Hangup #1.) When a business processes transactions on any given day, those transactions must be reviewed before they are authorized to go to a bank account. This process, called risk management, is the final check to stop potential fraud before the money is deposited into a business’s bank account. While there is some automation to this, generally a human must look at the day’s settlement, and decide whether to let the transactions through, or to put a hold on that day’s funds. Processors are normally allowed 48 hours from the settlement date to analyze that days transactions and release them. The earliest that those transactions are available for review is the morning following the day the transactions were settled.

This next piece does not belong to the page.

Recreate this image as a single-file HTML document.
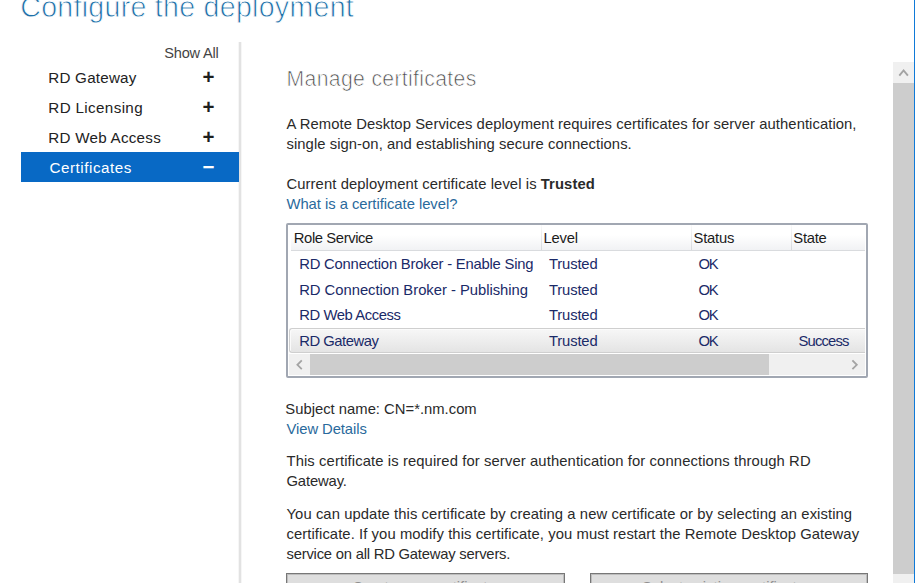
<!DOCTYPE html>
<html lang="en">
<head>
<meta charset="utf-8">
<title>Configure the deployment</title>
<style>
html,body{margin:0;padding:0;background:#fff;}
body{width:915px;height:583px;position:relative;overflow:hidden;font-family:"Liberation Sans", sans-serif;}
.t{position:absolute;white-space:nowrap;margin:0;padding:0;}
.thin{-webkit-text-stroke:0.8px #fff;}
.thin2{-webkit-text-stroke:0.7px #fff;}
.box{position:absolute;box-sizing:border-box;}
b{font-weight:bold;}
.sep{left:238px;top:42px;width:4px;height:541px;background:linear-gradient(90deg,#f6f6f6 0,#f6f6f6 25%,#e2e2e2 25%,#e2e2e2 75%,#f6f6f6 75%);}
.sel{left:21px;top:152px;width:218px;height:30px;background:#0869c5;}
.pm{position:absolute;width:20px;text-align:center;font-weight:bold;line-height:1;color:#1e1e1e;font-size:20.5px;left:198.6px;}
.rb{left:914px;top:0;width:1px;height:583px;background:#0f7ad8;}
.vs{left:893px;top:62px;width:21px;height:521px;background:#f0f0f0;}
.vt{left:893px;top:83px;width:21px;height:491px;background:#cdcdcd;}
.tbl{left:286px;top:223px;width:582px;height:155px;border:2px solid #a1a7b2;border-radius:2px;background:#fff;}
.th{left:291px;top:225px;width:574px;height:26px;background:linear-gradient(#fff 0%,#fff 40%,#f1f2f4 100%);border-bottom:1px solid #d9dbde;}
.cs{top:225px;width:1px;height:25px;background:linear-gradient(#fafafa,#d6d8db);}
.rs{left:289px;top:328px;width:576px;height:25px;border:1px solid #cfcfcf;border-right:none;border-radius:3px 0 0 3px;background:linear-gradient(#f7f7f7,#e4e4e4);box-shadow:inset 1px 1px 0 #fbfbfb;}
.hs{left:289px;top:354px;width:576px;height:21px;background:#f0f0f0;}
.ht{left:310px;top:354px;width:458.5px;height:21px;background:#cdcdcd;}
.btn{top:573px;height:20px;border:1px solid #777;box-shadow:inset 0 0 0 1px #bdbdbd;background:#dedede;}
svg{position:absolute;overflow:visible;}
</style>
</head>
<body>
<header>
<div class="t thin" id="title" style="left:20.3px;top:-9px;font-size:28.6px;line-height:32px;color:#1e6fa8;letter-spacing:0.261px;">Configure the deployment</div>
</header>
<nav>
<div class="box sep"></div>
<div class="box sel"></div>
<div class="pm" style="top:66.5px">+</div>
<div class="pm" style="top:96.5px">+</div>
<div class="pm" style="top:127px">+</div>
<div class="pm" style="top:156.6px;color:#fff">&#8722;</div>
<div class="t" id="showall" style="left:164.3px;top:45px;font-size:14.6px;line-height:16px;color:#444;letter-spacing:-0.229px;">Show All</div>
<div class="t" id="nav1" style="left:48.3px;top:69px;font-size:15.2px;line-height:17px;color:#222;letter-spacing:0.222px;">RD Gateway</div>
<div class="t" id="nav2" style="left:48.3px;top:99px;font-size:15.2px;line-height:17px;color:#222;letter-spacing:0.364px;">RD Licensing</div>
<div class="t" id="nav3" style="left:48.3px;top:129px;font-size:15.2px;line-height:17px;color:#222;letter-spacing:0.250px;">RD Web Access</div>
<div class="t" id="nav4" style="left:49.5px;top:159px;font-size:15.2px;line-height:17px;color:#fff;letter-spacing:0.545px;">Certificates</div>
</nav>
<main>
<div class="box vs"></div>
<div class="box vt"></div>
<svg style="left:893px;top:62px" width="21" height="21" viewBox="0 0 21 21"><path d="M6.3 13.6 L10.6 8.4 L14.9 13.6" fill="none" stroke="#a3a3a3" stroke-width="1.9"/></svg>
<div class="box rb"></div>
<div class="t thin2" id="h2" style="left:286.6px;top:67px;font-size:21.2px;line-height:23px;color:#474747;letter-spacing:0.333px;">Manage certificates</div>
<div class="t" id="p1a" style="left:286.5px;top:116px;font-size:14.8px;line-height:16px;color:#2a2a2a;letter-spacing:0.069px;">A Remote Desktop Services deployment requires certificates for server authentication,</div>
<div class="t" id="p1b" style="left:286.5px;top:136px;font-size:14.8px;line-height:16px;color:#2a2a2a;letter-spacing:0.059px;">single sign-on, and establishing secure connections.</div>
<div class="t" id="p2" style="left:286.5px;top:176px;font-size:14.8px;line-height:16px;color:#2a2a2a;letter-spacing:0.087px;">Current deployment certificate level is <b>Trusted</b></div>
<div class="t" id="l1" style="left:286.5px;top:196px;font-size:14.8px;line-height:16px;color:#2a6a9c;letter-spacing:-0.037px;">What is a certificate level?</div>
<div class="t" id="p3" style="left:285.3px;top:401px;font-size:14.8px;line-height:16px;color:#2a2a2a;letter-spacing:0.008px;">Subject name: CN=*.nm.com</div>
<div class="t" id="l2" style="left:286.5px;top:421px;font-size:14.8px;line-height:16px;color:#2a6a9c;letter-spacing:-0.073px;">View Details</div>
<div class="t" id="p4a" style="left:286.5px;top:453px;font-size:14.8px;line-height:16px;color:#2a2a2a;letter-spacing:0.105px;">This certificate is required for server authentication for connections through RD</div>
<div class="t" id="p4b" style="left:286.5px;top:473px;font-size:14.8px;line-height:16px;color:#2a2a2a;letter-spacing:-0.143px;">Gateway.</div>
<div class="t" id="p5a" style="left:286.5px;top:506px;font-size:14.8px;line-height:16px;color:#2a2a2a;letter-spacing:0.077px;">You can update this certificate by creating a new certificate or by selecting an existing</div>
<div class="t" id="p5b" style="left:286.5px;top:526px;font-size:14.8px;line-height:16px;color:#2a2a2a;letter-spacing:0.078px;">certificate. If you modify this certificate, you must restart the Remote Desktop Gateway</div>
<div class="t" id="p5c" style="left:286.5px;top:546px;font-size:14.8px;line-height:16px;color:#2a2a2a;letter-spacing:-0.218px;">service on all RD Gateway servers.</div>
<section class="grid">
<div class="box tbl"></div>
<div class="box th"></div>
<div class="box cs" style="left:541px"></div>
<div class="box cs" style="left:691px"></div>
<div class="box cs" style="left:791px"></div>
<div class="box rs"></div>
<div class="box hs"></div>
<div class="box ht"></div>
<svg style="left:289px;top:354px" width="21" height="21" viewBox="0 0 21 21"><path d="M12.8 6.4 L8.4 10.8 L12.8 15.2" fill="none" stroke="#a4a4a4" stroke-width="1.8"/></svg>
<svg style="left:844px;top:354px" width="21" height="21" viewBox="0 0 21 21"><path d="M8.4 6.4 L12.8 10.8 L8.4 15.2" fill="none" stroke="#a4a4a4" stroke-width="1.8"/></svg>
<div class="t" id="th1" style="left:293.84px;top:230px;font-size:14.8px;line-height:16px;color:#1c1c1c;letter-spacing:-0.400px;">Role Service</div>
<div class="t" id="th2" style="left:543.48px;top:230px;font-size:14.8px;line-height:16px;color:#1c1c1c;letter-spacing:-0.200px;">Level</div>
<div class="t" id="th3" style="left:693.48px;top:230px;font-size:14.8px;line-height:16px;color:#1c1c1c;letter-spacing:-0.200px;">Status</div>
<div class="t" id="th4" style="left:793.3px;top:230px;font-size:14.8px;line-height:16px;color:#1c1c1c;letter-spacing:-0.250px;">State</div>
<div class="t" id="r0a" style="left:299.2px;top:256px;font-size:14.8px;line-height:16px;color:#1a2a68;letter-spacing:-0.200px;width:234.3px;overflow:hidden;">RD Connection Broker - Enable Single Sign On</div>
<div class="t" id="r0b" style="left:549px;top:256px;font-size:14.8px;line-height:16px;color:#1a2a68;letter-spacing:-0.167px;">Trusted</div>
<div class="t" id="r0c" style="left:698.44px;top:256px;font-size:14.8px;line-height:16px;color:#1a2a68;letter-spacing:-1.200px;">OK</div>
<div class="t" id="r1a" style="left:299.2px;top:282px;font-size:14.8px;line-height:16px;color:#1a2a68;letter-spacing:-0.019px;">RD Connection Broker - Publishing</div>
<div class="t" id="r1b" style="left:549px;top:282px;font-size:14.8px;line-height:16px;color:#1a2a68;letter-spacing:-0.167px;">Trusted</div>
<div class="t" id="r1c" style="left:698.44px;top:282px;font-size:14.8px;line-height:16px;color:#1a2a68;letter-spacing:-1.200px;">OK</div>
<div class="t" id="r2a" style="left:299.2px;top:307px;font-size:14.8px;line-height:16px;color:#1a2a68;letter-spacing:-0.400px;">RD Web Access</div>
<div class="t" id="r2b" style="left:549px;top:307px;font-size:14.8px;line-height:16px;color:#1a2a68;letter-spacing:-0.167px;">Trusted</div>
<div class="t" id="r2c" style="left:698.44px;top:307px;font-size:14.8px;line-height:16px;color:#1a2a68;letter-spacing:-1.200px;">OK</div>
<div class="t" id="r3a" style="left:299.2px;top:333px;font-size:14.8px;line-height:16px;color:#1a2a68;letter-spacing:-0.467px;">RD Gateway</div>
<div class="t" id="r3b" style="left:549px;top:333px;font-size:14.8px;line-height:16px;color:#1a2a68;letter-spacing:-0.167px;">Trusted</div>
<div class="t" id="r3c" style="left:698.44px;top:333px;font-size:14.8px;line-height:16px;color:#1a2a68;letter-spacing:-1.200px;">OK</div>
<div class="t" id="r3d" style="left:798.48px;top:333px;font-size:14.8px;line-height:16px;color:#1a2a68;letter-spacing:-0.833px;">Success</div>
</section>
<section class="actions">
<div class="box btn" style="left:286px;width:279px"></div>
<div class="box btn" style="left:590px;width:278px"></div>
<div class="t" id="b1" style="left:352.4px;top:579px;font-size:14.8px;line-height:16px;color:#8f8f8f;">Create new certificate...</div>
<div class="t" id="b2" style="left:642px;top:579px;font-size:14.8px;line-height:16px;color:#8f8f8f;">Select existing certificate...</div>
</section>
</main>
</body>
</html>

Next day depositing would typically require the removal of the risk management step from the process of a credit card transaction. Most processors are not going to relinquish this necessary step in the transaction process. Since the processor is liable for all of a business’s transactions in the event that the business commits fraud, it would take a great degree of trust and a long and positive processing history for a processor to do this.

Next day deposits are typically seen and work when a business processes directly through a bank, and also maintains a bank account with them. Because the bank has complete control over their account, they can front the money before formal risk management takes place, and go back into the bank account in the case that something is wrong. There are only a few banks that can actually deliver on this but in reality a bank’s endless spool of red tape often offsets the benefit of next day deposits. There are also some processor / bank account combinations that allow next day deposits, but again, this isn’t a service that every business can qualify for because there is too much risk in many situations.

Hangup #2.) Banks have a tendency of holding funds before allowing them to clear, and this can delay transactions from being deposited into a business’s bank account.

Depending on the amount and the situation, banks can hold funds for several weeks before allowing them to be deposited into an account. While it is much more uncommon for this to happen with a business account, some banks still hold funds for transaction deposits. If you find yourself in this situation, you should see if you bank will immediately clear transaction deposits of just find a new bank. For most small businesses, it’s not worth the hassle waiting for deposits because your bank is being picky. The bank is taking no risk on these deposits if you have a legally setup merchant account, so there is no reason they should be holding them for more than a day.

A few tips:

Sometimes something as simple as changing your daily batch time can reduce the time for your deposits by a day or more.

A charge card can be a great tool for small businesses with inconsistent cash-flow because it allows purchasing as needed, but does not carry a month-to-month balance like a credit card. American Express and MasterCard both offer some good charge card programs designed specifically for small and medium businesses.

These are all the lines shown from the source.